+++ Dataset section

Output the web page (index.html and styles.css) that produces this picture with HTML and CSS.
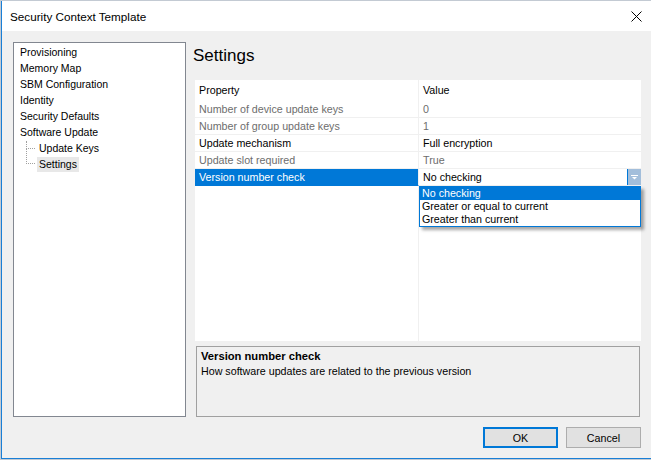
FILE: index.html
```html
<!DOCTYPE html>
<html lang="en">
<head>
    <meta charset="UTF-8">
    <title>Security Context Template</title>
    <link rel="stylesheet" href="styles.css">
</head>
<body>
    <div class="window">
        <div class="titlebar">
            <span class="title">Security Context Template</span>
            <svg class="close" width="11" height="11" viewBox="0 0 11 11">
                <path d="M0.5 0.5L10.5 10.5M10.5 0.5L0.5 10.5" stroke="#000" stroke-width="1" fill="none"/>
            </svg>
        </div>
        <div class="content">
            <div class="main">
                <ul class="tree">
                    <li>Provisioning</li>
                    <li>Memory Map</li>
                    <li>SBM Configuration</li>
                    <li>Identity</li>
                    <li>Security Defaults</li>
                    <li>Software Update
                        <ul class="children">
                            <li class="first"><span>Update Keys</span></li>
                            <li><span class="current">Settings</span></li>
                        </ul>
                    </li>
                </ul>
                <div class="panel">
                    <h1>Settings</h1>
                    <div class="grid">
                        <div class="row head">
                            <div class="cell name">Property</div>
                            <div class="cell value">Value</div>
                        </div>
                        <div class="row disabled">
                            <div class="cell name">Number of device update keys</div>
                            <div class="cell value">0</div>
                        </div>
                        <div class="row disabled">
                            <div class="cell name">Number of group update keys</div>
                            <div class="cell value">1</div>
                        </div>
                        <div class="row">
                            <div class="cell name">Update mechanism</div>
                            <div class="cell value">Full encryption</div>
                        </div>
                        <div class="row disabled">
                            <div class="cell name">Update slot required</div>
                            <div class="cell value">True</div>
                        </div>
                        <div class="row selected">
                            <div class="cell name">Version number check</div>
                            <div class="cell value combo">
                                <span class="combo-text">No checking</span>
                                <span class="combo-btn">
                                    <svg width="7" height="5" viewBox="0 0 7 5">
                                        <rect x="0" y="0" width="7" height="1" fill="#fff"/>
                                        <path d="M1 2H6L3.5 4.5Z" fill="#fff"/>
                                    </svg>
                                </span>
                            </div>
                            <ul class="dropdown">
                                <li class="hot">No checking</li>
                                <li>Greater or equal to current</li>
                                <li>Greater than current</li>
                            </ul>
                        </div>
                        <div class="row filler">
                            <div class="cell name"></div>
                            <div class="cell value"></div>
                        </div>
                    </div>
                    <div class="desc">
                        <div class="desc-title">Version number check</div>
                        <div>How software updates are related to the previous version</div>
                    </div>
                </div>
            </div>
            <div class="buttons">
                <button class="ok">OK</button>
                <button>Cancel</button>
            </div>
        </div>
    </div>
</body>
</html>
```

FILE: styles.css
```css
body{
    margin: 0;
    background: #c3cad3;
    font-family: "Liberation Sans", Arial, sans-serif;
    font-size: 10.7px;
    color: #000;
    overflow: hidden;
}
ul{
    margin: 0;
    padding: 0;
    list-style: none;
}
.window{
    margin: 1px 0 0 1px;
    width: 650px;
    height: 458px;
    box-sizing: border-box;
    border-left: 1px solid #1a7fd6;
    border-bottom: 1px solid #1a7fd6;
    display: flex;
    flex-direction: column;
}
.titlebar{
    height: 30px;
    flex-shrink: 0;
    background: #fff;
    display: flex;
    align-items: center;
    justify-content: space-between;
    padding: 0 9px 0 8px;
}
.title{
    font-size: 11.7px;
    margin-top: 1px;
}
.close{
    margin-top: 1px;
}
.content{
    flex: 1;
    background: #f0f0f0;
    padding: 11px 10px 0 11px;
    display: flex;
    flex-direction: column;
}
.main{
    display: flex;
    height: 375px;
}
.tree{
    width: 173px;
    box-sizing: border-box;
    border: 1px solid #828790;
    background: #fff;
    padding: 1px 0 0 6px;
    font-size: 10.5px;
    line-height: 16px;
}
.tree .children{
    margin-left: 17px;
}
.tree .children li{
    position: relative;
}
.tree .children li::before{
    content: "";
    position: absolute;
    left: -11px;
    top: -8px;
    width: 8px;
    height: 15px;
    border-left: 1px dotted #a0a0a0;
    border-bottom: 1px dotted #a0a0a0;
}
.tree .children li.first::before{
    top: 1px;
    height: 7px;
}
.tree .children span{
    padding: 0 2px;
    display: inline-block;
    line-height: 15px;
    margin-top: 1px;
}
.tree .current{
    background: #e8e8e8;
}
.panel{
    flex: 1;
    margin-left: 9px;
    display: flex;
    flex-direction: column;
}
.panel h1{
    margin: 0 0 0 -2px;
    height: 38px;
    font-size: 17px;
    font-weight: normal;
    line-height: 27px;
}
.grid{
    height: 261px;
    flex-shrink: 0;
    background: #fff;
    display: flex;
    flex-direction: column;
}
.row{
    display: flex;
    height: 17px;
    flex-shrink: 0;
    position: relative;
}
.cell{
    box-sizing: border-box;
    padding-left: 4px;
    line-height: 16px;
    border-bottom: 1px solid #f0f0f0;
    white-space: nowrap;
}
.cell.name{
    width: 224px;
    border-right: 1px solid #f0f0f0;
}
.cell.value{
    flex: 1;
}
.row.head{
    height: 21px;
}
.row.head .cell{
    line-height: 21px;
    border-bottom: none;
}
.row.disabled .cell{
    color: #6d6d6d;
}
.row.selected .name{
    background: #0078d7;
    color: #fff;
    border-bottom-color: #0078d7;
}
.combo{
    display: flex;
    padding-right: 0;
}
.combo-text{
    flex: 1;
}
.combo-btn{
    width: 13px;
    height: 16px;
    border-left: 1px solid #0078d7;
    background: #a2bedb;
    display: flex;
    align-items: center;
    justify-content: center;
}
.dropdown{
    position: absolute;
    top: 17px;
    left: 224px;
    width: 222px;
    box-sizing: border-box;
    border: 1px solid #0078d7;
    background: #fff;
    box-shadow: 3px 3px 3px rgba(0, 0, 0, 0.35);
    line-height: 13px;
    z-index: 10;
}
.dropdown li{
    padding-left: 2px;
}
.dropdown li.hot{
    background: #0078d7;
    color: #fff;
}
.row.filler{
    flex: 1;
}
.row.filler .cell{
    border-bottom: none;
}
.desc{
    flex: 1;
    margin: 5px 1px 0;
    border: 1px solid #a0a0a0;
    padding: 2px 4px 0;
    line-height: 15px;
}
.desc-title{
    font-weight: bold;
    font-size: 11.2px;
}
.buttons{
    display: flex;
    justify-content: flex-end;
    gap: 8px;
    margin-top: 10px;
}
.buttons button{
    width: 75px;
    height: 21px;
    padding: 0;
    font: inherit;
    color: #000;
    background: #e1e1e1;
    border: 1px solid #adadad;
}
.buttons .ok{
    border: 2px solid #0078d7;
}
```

++++++

#### [Problem statement]
Extract the full listing above verbatim; pictures are to be left out of the copy.

#### [Correct output]
Output the web page (index.html and styles.css) that produces this picture with HTML and CSS.
FILE: index.html
```html
<!DOCTYPE html>
<html lang="en">
<head>
    <meta charset="UTF-8">
    <title>Security Context Template</title>
    <link rel="stylesheet" href="styles.css">
</head>
<body>
    <div class="window">
        <div class="titlebar">
            <span class="title">Security Context Template</span>
            <svg class="close" width="11" height="11" viewBox="0 0 11 11">
                <path d="M0.5 0.5L10.5 10.5M10.5 0.5L0.5 10.5" stroke="#000" stroke-width="1" fill="none"/>
            </svg>
        </div>
        <div class="content">
            <div class="main">
                <ul class="tree">
                    <li>Provisioning</li>
                    <li>Memory Map</li>
                    <li>SBM Configuration</li>
                    <li>Identity</li>
                    <li>Security Defaults</li>
                    <li>Software Update
                        <ul class="children">
                            <li class="first"><span>Update Keys</span></li>
                            <li><span class="current">Settings</span></li>
                        </ul>
                    </li>
                </ul>
                <div class="panel">
                    <h1>Settings</h1>
                    <div class="grid">
                        <div class="row head">
                            <div class="cell name">Property</div>
                            <div class="cell value">Value</div>
                        </div>
                        <div class="row disabled">
                            <div class="cell name">Number of device update keys</div>
                            <div class="cell value">0</div>
                        </div>
                        <div class="row disabled">
                            <div class="cell name">Number of group update keys</div>
                            <div class="cell value">1</div>
                        </div>
                        <div class="row">
                            <div class="cell name">Update mechanism</div>
                            <div class="cell value">Full encryption</div>
                        </div>
                        <div class="row disabled">
                            <div class="cell name">Update slot required</div>
                            <div class="cell value">True</div>
                        </div>
                        <div class="row selected">
                            <div class="cell name">Version number check</div>
                            <div class="cell value combo">
                                <span class="combo-text">No checking</span>
                                <span class="combo-btn">
                                    <svg width="7" height="5" viewBox="0 0 7 5">
                                        <rect x="0" y="0" width="7" height="1" fill="#fff"/>
                                        <path d="M1 2H6L3.5 4.5Z" fill="#fff"/>
                                    </svg>
                                </span>
                            </div>
                            <ul class="dropdown">
                                <li class="hot">No checking</li>
                                <li>Greater or equal to current</li>
                                <li>Greater than current</li>
                            </ul>
                        </div>
                        <div class="row filler">
                            <div class="cell name"></div>
                            <div class="cell value"></div>
                        </div>
                    </div>
                    <div class="desc">
                        <div class="desc-title">Version number check</div>
                        <div>How software updates are related to the previous version</div>
                    </div>
                </div>
            </div>
            <div class="buttons">
                <button class="ok">OK</button>
                <button>Cancel</button>
            </div>
        </div>
    </div>
</body>
</html>
```

FILE: styles.css
```css
body{
    margin: 0;
    background: #c3cad3;
    font-family: "Liberation Sans", Arial, sans-serif;
    font-size: 10.7px;
    color: #000;
    overflow: hidden;
}
ul{
    margin: 0;
    padding: 0;
    list-style: none;
}
.window{
    margin: 1px 0 0 1px;
    width: 650px;
    height: 458px;
    box-sizing: border-box;
    border-left: 1px solid #1a7fd6;
    border-bottom: 1px solid #1a7fd6;
    display: flex;
    flex-direction: column;
}
.titlebar{
    height: 30px;
    flex-shrink: 0;
    background: #fff;
    display: flex;
    align-items: center;
    justify-content: space-between;
    padding: 0 9px 0 8px;
}
.title{
    font-size: 11.7px;
    margin-top: 1px;
}
.close{
    margin-top: 1px;
}
.content{
    flex: 1;
    background: #f0f0f0;
    padding: 11px 10px 0 11px;
    display: flex;
    flex-direction: column;
}
.main{
    display: flex;
    height: 375px;
}
.tree{
    width: 173px;
    box-sizing: border-box;
    border: 1px solid #828790;
    background: #fff;
    padding: 1px 0 0 6px;
    font-size: 10.5px;
    line-height: 16px;
}
.tree .children{
    margin-left: 17px;
}
.tree .children li{
    position: relative;
}
.tree .children li::before{
    content: "";
    position: absolute;
    left: -11px;
    top: -8px;
    width: 8px;
    height: 15px;
    border-left: 1px dotted #a0a0a0;
    border-bottom: 1px dotted #a0a0a0;
}
.tree .children li.first::before{
    top: 1px;
    height: 7px;
}
.tree .children span{
    padding: 0 2px;
    display: inline-block;
    line-height: 15px;
    margin-top: 1px;
}
.tree .current{
    background: #e8e8e8;
}
.panel{
    flex: 1;
    margin-left: 9px;
    display: flex;
    flex-direction: column;
}
.panel h1{
    margin: 0 0 0 -2px;
    height: 38px;
    font-size: 17px;
    font-weight: normal;
    line-height: 27px;
}
.grid{
    height: 261px;
    flex-shrink: 0;
    background: #fff;
    display: flex;
    flex-direction: column;
}
.row{
    display: flex;
    height: 17px;
    flex-shrink: 0;
    position: relative;
}
.cell{
    box-sizing: border-box;
    padding-left: 4px;
    line-height: 16px;
    border-bottom: 1px solid #f0f0f0;
    white-space: nowrap;
}
.cell.name{
    width: 224px;
    border-right: 1px solid #f0f0f0;
}
.cell.value{
    flex: 1;
}
.row.head{
    height: 21px;
}
.row.head .cell{
    line-height: 21px;
    border-bottom: none;
}
.row.disabled .cell{
    color: #6d6d6d;
}
.row.selected .name{
    background: #0078d7;
    color: #fff;
    border-bottom-color: #0078d7;
}
.combo{
    display: flex;
    padding-right: 0;
}
.combo-text{
    flex: 1;
}
.combo-btn{
    width: 13px;
    height: 16px;
    border-left: 1px solid #0078d7;
    background: #a2bedb;
    display: flex;
    align-items: center;
    justify-content: center;
}
.dropdown{
    position: absolute;
    top: 17px;
    left: 224px;
    width: 222px;
    box-sizing: border-box;
    border: 1px solid #0078d7;
    background: #fff;
    box-shadow: 3px 3px 3px rgba(0, 0, 0, 0.35);
    line-height: 13px;
    z-index: 10;
}
.dropdown li{
    padding-left: 2px;
}
.dropdown li.hot{
    background: #0078d7;
    color: #fff;
}
.row.filler{
    flex: 1;
}
.row.filler .cell{
    border-bottom: none;
}
.desc{
    flex: 1;
    margin: 5px 1px 0;
    border: 1px solid #a0a0a0;
    padding: 2px 4px 0;
    line-height: 15px;
}
.desc-title{
    font-weight: bold;
    font-size: 11.2px;
}
.buttons{
    display: flex;
    justify-content: flex-end;
    gap: 8px;
    margin-top: 10px;
}
.buttons button{
    width: 75px;
    height: 21px;
    padding: 0;
    font: inherit;
    color: #000;
    background: #e1e1e1;
    border: 1px solid #adadad;
}
.buttons .ok{
    border: 2px solid #0078d7;
}
```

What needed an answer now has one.